Second, the main thing Mary and Joseph do when the baby is born, and this Messiah has arrived, is to stay put, there in the stable. They are simply there, being parents to the child, who is asleep. No action required. But the world comes to them. While there are many strands of Christianity that urge us to go forth, preach, bring the light to others, Matthew’s message here is rather simpler: do not put your light under a bushel – and then that light, gentle and simple, will draw people to it. They will come, if there be light in you. Not “do,” but “be.”

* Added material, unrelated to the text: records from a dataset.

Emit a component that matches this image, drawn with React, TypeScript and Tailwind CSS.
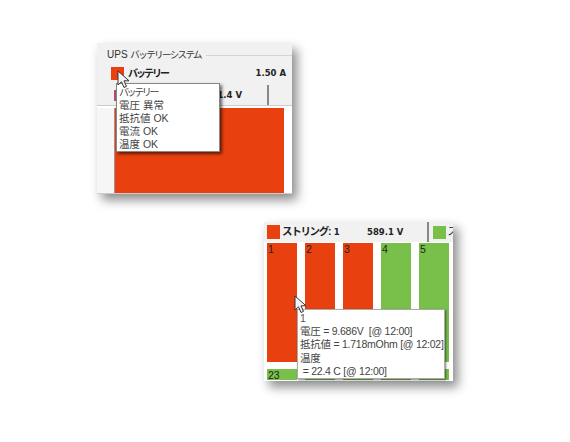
const font = "font-['Liberation_Sans','Noto_Sans_CJK_JP',sans-serif]";
const num = "font-['DejaVu_Sans',sans-serif] font-bold text-[8.5px] text-[#222] tracking-normal whitespace-nowrap";

const red = "bg-[#e8410f]";
const green = "bg-[#78c04a]";

function Cursor({ className }: { className: string }) {
  return (
    <svg className={className} width="14" height="19" viewBox="0 0 14 19">
      <path d="M1 1 L1 15 L4.5 11.8 L7 17.5 L9.5 16.4 L7 10.8 L12 10.8 Z" fill="#f4f4f4" stroke="#333" strokeWidth="1" strokeLinejoin="round" />
    </svg>
  );
}

const barsTop = [
  { n: 1, color: red },
  { n: 2, color: red },
  { n: 3, color: red },
  { n: 4, color: green },
  { n: 5, color: green },
];

export default function App() {
  return (
    <div className={`w-[570px] h-[442px] bg-white overflow-hidden pt-[43px] ${font}`}>
      {/* battery system panel */}
      <div className="relative ml-[97px] w-[195px] h-[151px] bg-white shadow-[5px_6px_10px_rgba(0,0,0,0.45)]">
        <div className="bg-[#f1f1f1] h-[62px]">
          <div className="flex items-center h-[22px] pl-[10px] pt-[2px]">
            <span className="text-[10px] leading-none text-[#333] whitespace-nowrap">UPS <span className="text-[9.5px] tracking-[-1.6px]">バッテリーシステム</span></span>
            <div className="ml-[5px] flex-1 h-px bg-[#d4d4d4]" />
          </div>
          <div className="flex items-center h-[15px] pl-[14px] pr-[6px] mt-[1px]">
            <div className={`w-[13px] h-[13px] shrink-0 ${red}`} />
            <span className="ml-[4px] text-[10px] font-bold text-[#222] tracking-[-2px] whitespace-nowrap">バッテリー</span>
            <span className={`ml-auto ${num}`}>1.50 A</span>
          </div>
          <div className="flex items-center ml-[17px] mt-[4px] w-[155px] h-[20px] border-r-2 border-[#888] pr-[25px]">
            <div className={`w-[13px] h-[11px] ${red} border-l border-[#8a5ab0]`} />
            <span className={`ml-auto ${num}`}>1.4 V</span>
          </div>
        </div>
        <div className="h-[3px] bg-white border-t border-[#ccc]" />
        <div className="flex h-[85px]">
          <div className="w-[17px] bg-[#f6f6f6]" />
          <div className={`w-[170px] ${red} border-l border-[#999]`} />
        </div>
        <div className="h-px bg-[#ccc]" />

        <div className="absolute left-[19px] top-[40px] w-[104px] h-[69px] bg-white border border-[#888] shadow-[2px_2px_3px_rgba(0,0,0,0.6)] pl-[2px] pt-[2px] text-[10.5px] leading-[13px] text-[#444] whitespace-nowrap">
          <div className="text-[10px] tracking-[-2.4px]">バッテリー</div>
          <div>電圧 異常</div>
          <div>抵抗値 OK</div>
          <div>電流 OK</div>
          <div>温度 OK</div>
        </div>
        <Cursor className="absolute left-[20px] top-[27px]" />
      </div>

      {/* string panel */}
      <div className="relative ml-[264px] mt-[28px] w-[189px] h-[159px] bg-white shadow-[5px_6px_10px_rgba(0,0,0,0.45)]">
        <div className="flex items-center h-[20px] bg-[#f1f1f1] pl-[3px] overflow-hidden">
          <div className={`w-[13px] h-[14px] shrink-0 ${red}`} />
          <span className="ml-[2px] w-[85px] shrink-0 text-[10.5px] font-bold text-[#222] tracking-[-1.3px] whitespace-nowrap">ストリング: <span className={`${num} ml-[2px]`}>1</span></span>
          <span className={num}>589.1 V</span>
          <div className="ml-[24px] w-[2px] h-[20px] shrink-0 bg-[#888]" />
          <div className={`ml-[4px] w-[13px] h-[13px] shrink-0 ${green}`} />
          <span className="ml-[1px] text-[10.5px] text-[#222]">ス</span>
        </div>
        <div className="flex gap-[8px] pl-[3px] pt-[1px]">
          {barsTop.map((b) => (
            <div key={b.n} className={`w-[30px] h-[119px] ${b.color} text-[10.5px] leading-[13px] pl-[1px] text-[#222]`}>{b.n}</div>
          ))}
        </div>
        <div className="flex gap-[8px] pl-[3px] pt-[7px]">
          {barsTop.map((b, i) => (
            <div key={b.n} className={`w-[30px] h-[11px] ${green} text-[10.5px] leading-[12px] pl-[1px] text-[#222]`}>{i === 0 ? "23" : ""}</div>
          ))}
        </div>

        <div className="absolute left-[33px] top-[87px] w-[148px] h-[70px] bg-white border border-[#aaa] shadow-[1px_1px_2px_rgba(0,0,0,0.5)] pl-[2px] pt-[2px] text-[10.5px] leading-[13.2px] tracking-[-0.25px] text-[#444] whitespace-nowrap">
          <div className="text-[#555]">1</div>
          <div>電圧 = 9.686V &nbsp;[@ 12:00]</div>
          <div>抵抗値 = 1.718mOhm [@ 12:02]</div>
          <div>温度</div>
          <div>&nbsp;= 22.4 C [@ 12:00]</div>
        </div>
        <Cursor className="absolute left-[30px] top-[73px]" />
      </div>
    </div>
  );
}
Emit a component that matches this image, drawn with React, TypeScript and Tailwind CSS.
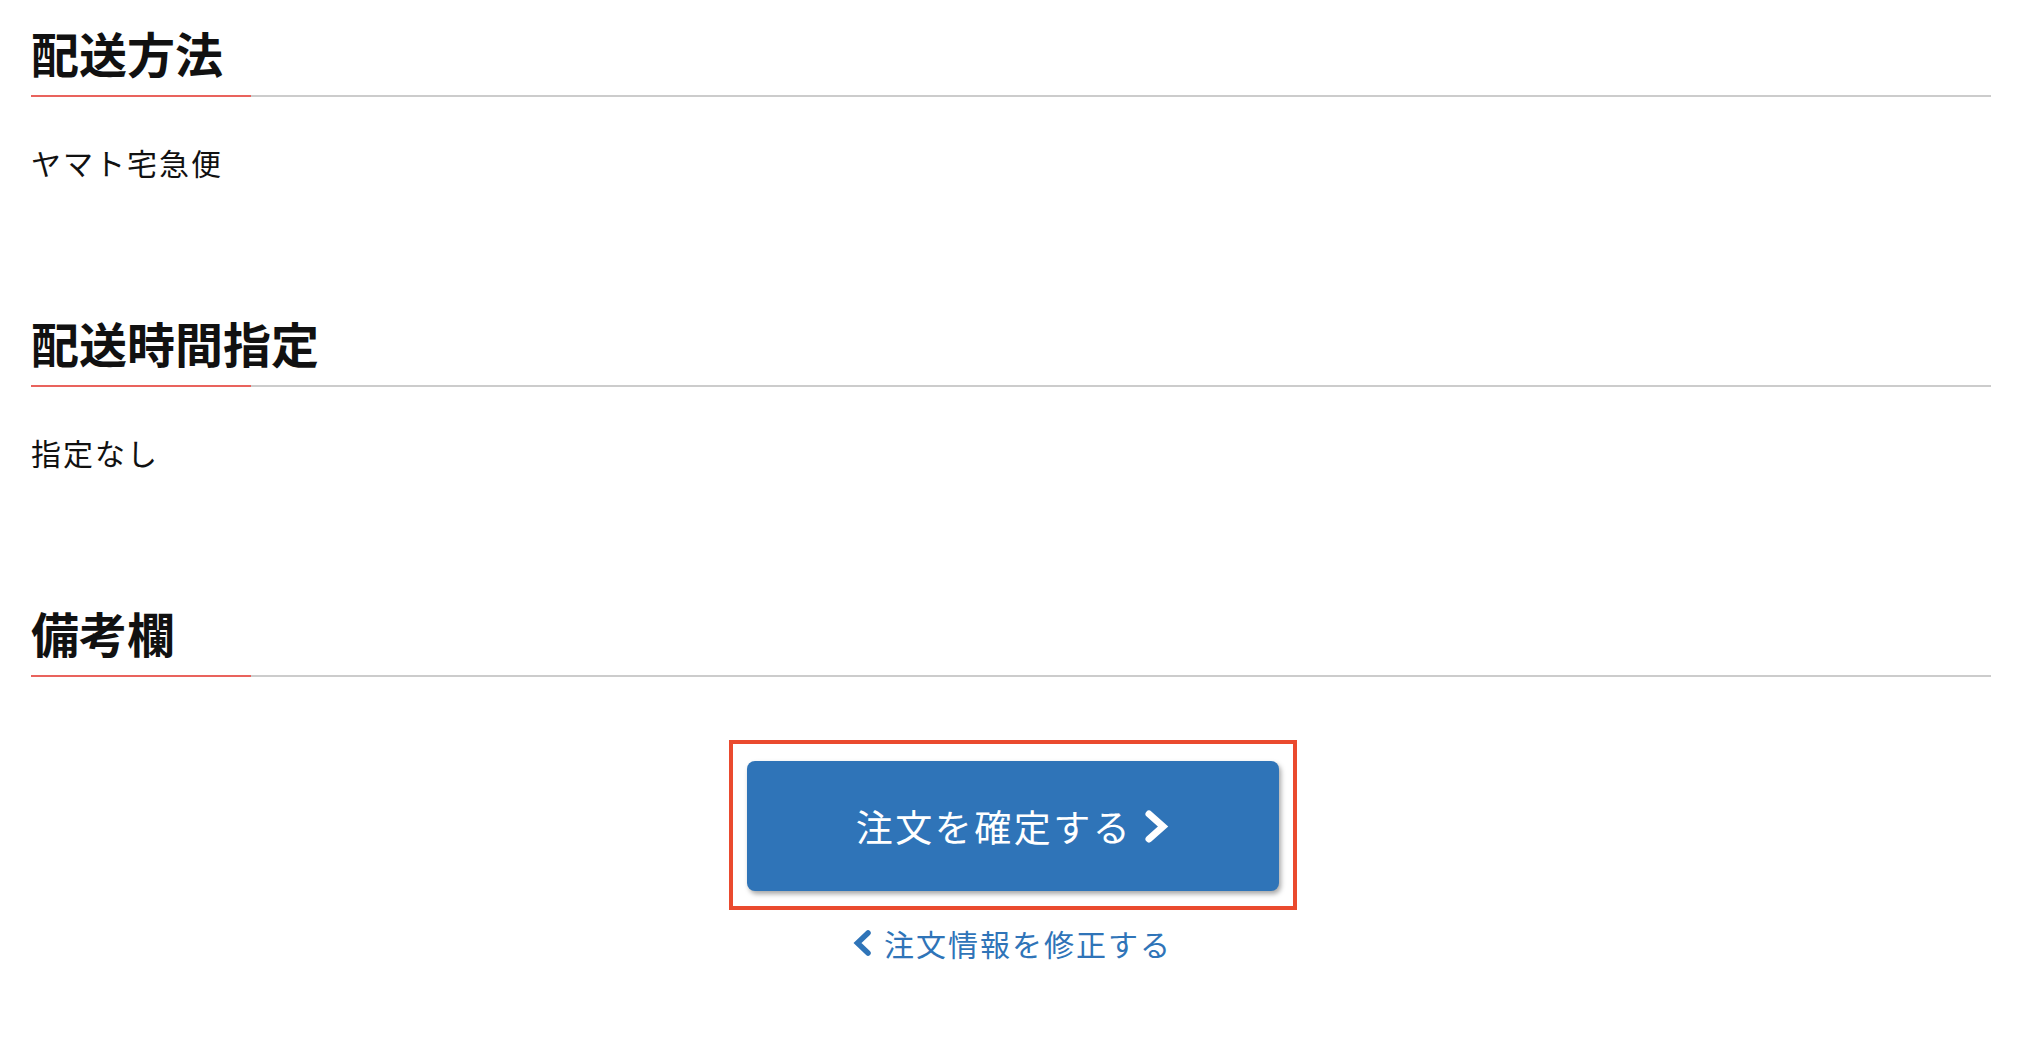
import React from "react";

// order confirmation – shipping summary + submit
const sections = [
  { title: "配送方法", body: "ヤマト宅急便" },
  { title: "配送時間指定", body: "指定なし" },
  { title: "備考欄", body: "" },
];

const font = "font-['Noto_Sans_CJK_JP','Noto_Sans',sans-serif]";

function SectionHeading({ title }: { title: string }) {
  return (
    <div>
      <h2 className="pb-[19px] text-[48px] font-bold leading-[48px] text-[#111]">{title}</h2>
      <div className="flex h-[2px]">
        <div className="w-[220px] bg-[#e9635d]" />
        <div className="flex-1 bg-[#cccccc]" />
      </div>
    </div>
  );
}

function ChevronRight() {
  return (
    <svg width="25" height="35" viewBox="0 0 25 35" aria-hidden="true">
      <polyline
        points="5,5 19,17.5 5,30"
        fill="none"
        stroke="currentColor"
        strokeWidth="7"
        strokeLinecap="round"
        strokeLinejoin="miter"
      />
    </svg>
  );
}

function ChevronLeft() {
  return (
    <svg width="19" height="28" viewBox="0 0 19 28" aria-hidden="true">
      <polyline
        points="15,4 4.5,14 15,24"
        fill="none"
        stroke="currentColor"
        strokeWidth="5.5"
        strokeLinecap="round"
        strokeLinejoin="miter"
      />
    </svg>
  );
}

export default function App() {
  return (
    <div className={`min-h-screen w-full bg-white ${font}`}>
      <div className="ml-[31px] mr-[42px] pt-[28px]">
        {sections.map((s, i) => (
          <section key={s.title} className={i === 0 ? "" : "mt-[141px]"}>
            <SectionHeading title={s.title} />
            {s.body && (
              <p className="mt-[50px] text-[30px] leading-[30px] tracking-[2px] text-[#111]">{s.body}</p>
            )}
          </section>
        ))}

        {/* submit area */}
        <div className="mt-[63px] flex flex-col items-center pl-[3px]">
          <div className="border-4 border-[#ea4a2e] px-[14px] pt-[17px] pb-[15px]">
            <button
              type="button"
              className="flex h-[130px] w-[532px] items-center justify-center gap-[12px] rounded-lg bg-[#2f74b8] text-white shadow-[2px_3px_5px_rgba(0,0,0,0.35)]"
            >
              <span className="text-[37px] leading-[37px] tracking-[2.5px]">注文を確定する</span>
              <ChevronRight />
            </button>
          </div>
          <a href="#" className="mt-[18px] flex items-center gap-[12px] text-[#2f74b8]">
            <ChevronLeft />
            <span className="text-[30px] leading-[30px] tracking-[2px]">注文情報を修正する</span>
          </a>
        </div>
      </div>
    </div>
  );
}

Third, when the magi find their way to the stable, how do they know what they have found? It is not a palace, after all. They should have doubts. But they do not take Joseph aside and ask numerous questions, nor do they ask Mary about who the father of the child is. They do not test the baby. Nor did their inquiries to Herod help. Rather, they know they have found their destination, since they rejoice, “overwhelmed with joy,” and in that joy they are able to give their gifts. Joy makes the connection clear; other words and proofs are here at least unnecessary. We could do far worse that make joy the criterion for detecting the good news of Christ born in our midst. When we help people to rejoice, even if they do not join our ranks but return home just as before, we will still have made manifest the Good News.
Such is a reading of Matthew 2, and the attitudes we need if we are to really take to heart the message of the Epiphany. If we do, this will help us in dialogue with our neighbors who are not Christians before or after the dialogue. They are not our enemies or competitors, nor our opposites, nor targets for action. They may remain in their own religions after their true and direct encounter with Christ, guided to him by the crafts of their own faith. We will have done our part if in such encounters we are full of light, radiant with Christ, enabling joy rather than demanding conversion.
Matthew has many other things to say, to be sure, but this is enough to get us going in 2013.